In questo quadro, la riedizione da parte di Zingaretti di un intervento dello Stato, pur necessitato in diverse situazioni, assume un rilievo che va oltre il contingente e risulta quindi inevitabile parlare di invadenza. È una risposta di comodo e, al tempo stesso, pericolosa perché tende a ignorare la stessa complessità della crisi nella convinzione di dare riscontri fattuali facili a dirsi ma sostanzialmente ideologici, dove basta il solo annuncio per suscitare ulteriori preoccupazioni nella società.

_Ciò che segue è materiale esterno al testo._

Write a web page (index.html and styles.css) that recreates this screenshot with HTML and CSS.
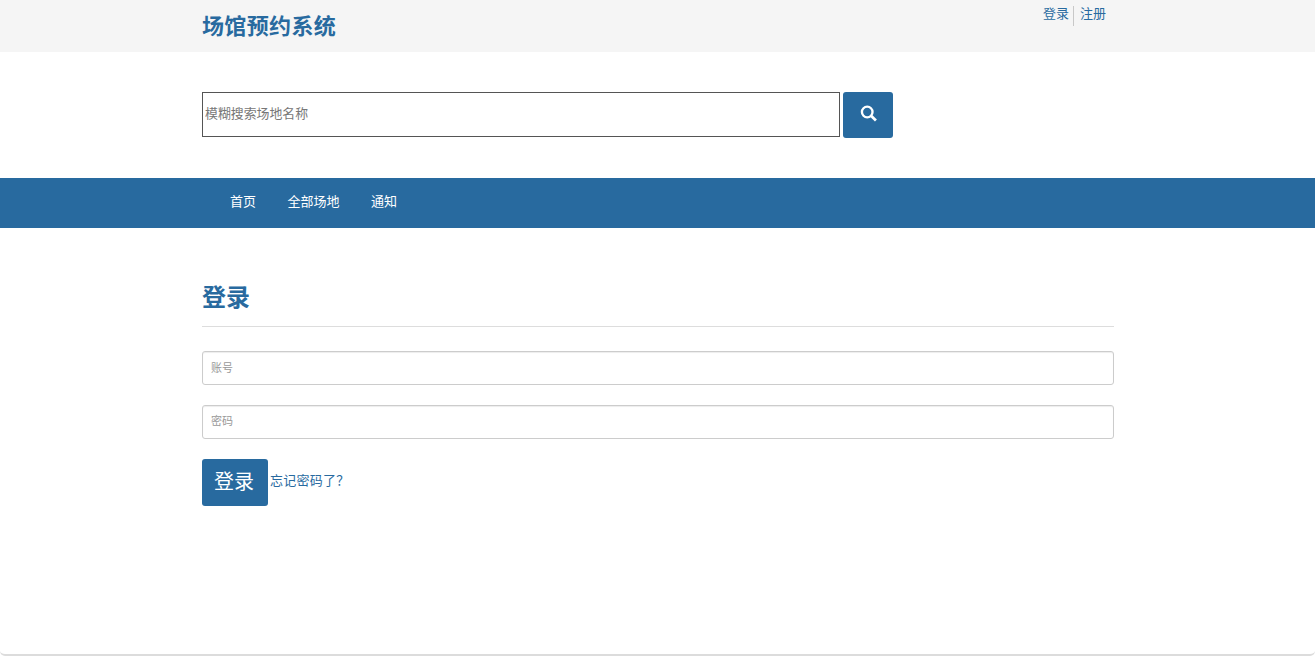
FILE: index.html
```html
<!DOCTYPE html>
<html lang="zh-CN">
<head>
<meta charset="utf-8">
<title>场馆预约系统</title>
<link rel="stylesheet" href="styles.css">
</head>
<body>
<div class="page">
  <header class="topbar">
    <div class="container topbar-inner">
      <div class="logo">场馆预约系统</div>
      <div class="toplinks">
        <a href="#" class="toplink toplink-first">登录</a>
        <a href="#" class="toplink">注册</a>
      </div>
    </div>
  </header>
  <section class="container search">
    <input class="search-input" type="text" placeholder="模糊搜索场地名称">
    <button class="search-btn" type="button" aria-label="搜索">
      <svg width="17" height="17" viewBox="0 0 16 16"><circle cx="6.8" cy="6.6" r="5" fill="none" stroke="#fff" stroke-width="2.2"/><path d="M10.4 10.2 15 14.6" fill="none" stroke="#fff" stroke-width="2.6"/></svg>
    </button>
  </section>
  <nav class="nav">
    <div class="container nav-inner">
      <a href="#" class="nav-item">首页</a>
      <a href="#" class="nav-item">全部场地</a>
      <a href="#" class="nav-item">通知</a>
    </div>
  </nav>
  <main class="container main">
    <h1 class="title">登录</h1>
    <form class="form">
      <input class="field" type="text" placeholder="账号">
      <input class="field field-low" type="text" placeholder="密码">
      <div class="actions">
        <button class="submit" type="button">登录</button>
        <a href="#" class="forgot">忘记密码了？</a>
      </div>
    </form>
  </main>
</div>
</body>
</html>
```
FILE: styles.css
```css
* { box-sizing: border-box; }
html, body { margin: 0; height: 656px; overflow: hidden; background: #fff; }
body { font-family: "Noto Sans CJK SC", "Liberation Sans", sans-serif; }
a { text-decoration: none; color: #286a9f; }
.page { height: 656px; border-bottom: 2px solid #dcdcdc; border-radius: 0 0 5px 5px; background: #fff; }
.container { width: 912px; margin-left: 202px; }
.topbar { height: 52px; background: #f5f5f5; }
.topbar-inner { display: flex; justify-content: space-between; align-items: flex-start; }
.logo { font-size: 22px; font-weight: 700; line-height: 30px; padding-top: 9px; letter-spacing: .35px; color: #286a9f; }
.toplinks { display: flex; align-items: flex-start; padding-top: 6px; padding-right: 8px; }
.toplink { font-size: 13px; line-height: 14px; height: 20px; margin-left: 6px; }
.toplink-first { margin-left: 0; padding-right: 4px; border-right: 1px solid #c8c8c8; }
.search { display: flex; gap: 3px; padding-top: 40px; height: 126px; }
.search-input { width: 638px; height: 45px; border: 1px solid #555; padding: 0 2px 4px; font: 12.9px "Noto Sans CJK SC", sans-serif; outline: 0; background: #fff; }
.search-input::placeholder { color: #777; }
.search-btn { width: 50px; height: 46px; border: 0; border-radius: 3px; background: #286a9f; padding: 0 0 4px; display: flex; align-items: center; justify-content: center; }
.nav { height: 50px; background: #286a9f; }
.nav-inner { display: flex; gap: 31.5px; padding-left: 28px; }
.nav-item { color: #fff; font-size: 13px; line-height: 46px; }
.main { padding-top: 51px; }
.title { margin: 0; height: 48px; font-size: 24px; font-weight: 700; line-height: 34px; color: #286a9f; border-bottom: 1px solid #ddd; }
.form { display: flex; flex-direction: column; gap: 20px; padding-top: 24px; }
.field { width: 100%; height: 34px; border: 1px solid #ccc; border-radius: 3px; padding: 0 8px 2px; font: 11px "Noto Sans CJK SC", sans-serif; outline: 0; box-shadow: inset 0 1px 1px rgba(0,0,0,.075); }
.field-low { padding-bottom: 4px; }
.field::placeholder { color: #999; }
.actions { display: flex; align-items: flex-start; }
.submit { width: 66px; height: 47px; border: 0; border-radius: 3px; background: #286a9f; color: #fff; font: 20px "Noto Sans CJK SC", sans-serif; padding: 0 2px 4px 0; }
.forgot { font-family: "Noto Sans CJK TC", sans-serif; font-size: 13px; line-height: 20px; letter-spacing: .25px; margin: 11px 0 0 2px; }
```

Il cenno di Zingaretti a proposito della patrimoniale, si iscrive in un contesto in cui le spinte grilline a quell’interventismo squisitamente reazionario sono la spina dorsale dell’esecutivo, ed è la conferma di una inattendibile ripartenza che non calcola gli effetti della crisi economica e i suoi rimedi, basti pensare a un recentissimo passato nel quali gli unici interventi governativi sono stati il reddito di cittadinanza e quota cento, che stanno inutilmente rastrellando ingenti risorse pubbliche.

Proposte e progetti dell’ultimo Giuseppe Conte rivelano bensì un cauto “eppur si muove”, nel quale è difficile scorgere tracce consistenti dell’avvio di investimenti per le infrastrutture e di provvedimenti efficaci di supporto al rinnovamento tecnologico delle imprese, mentre le vie d’uscita per le grandi crisi aziendali dovrebbero privilegiare l’interventismo auspicato da Zingaretti. In realtà manca un progetto di lungo respiro in grado di dare un traguardo ad un Paese anche moralmente esausto per un lockdown senza fine.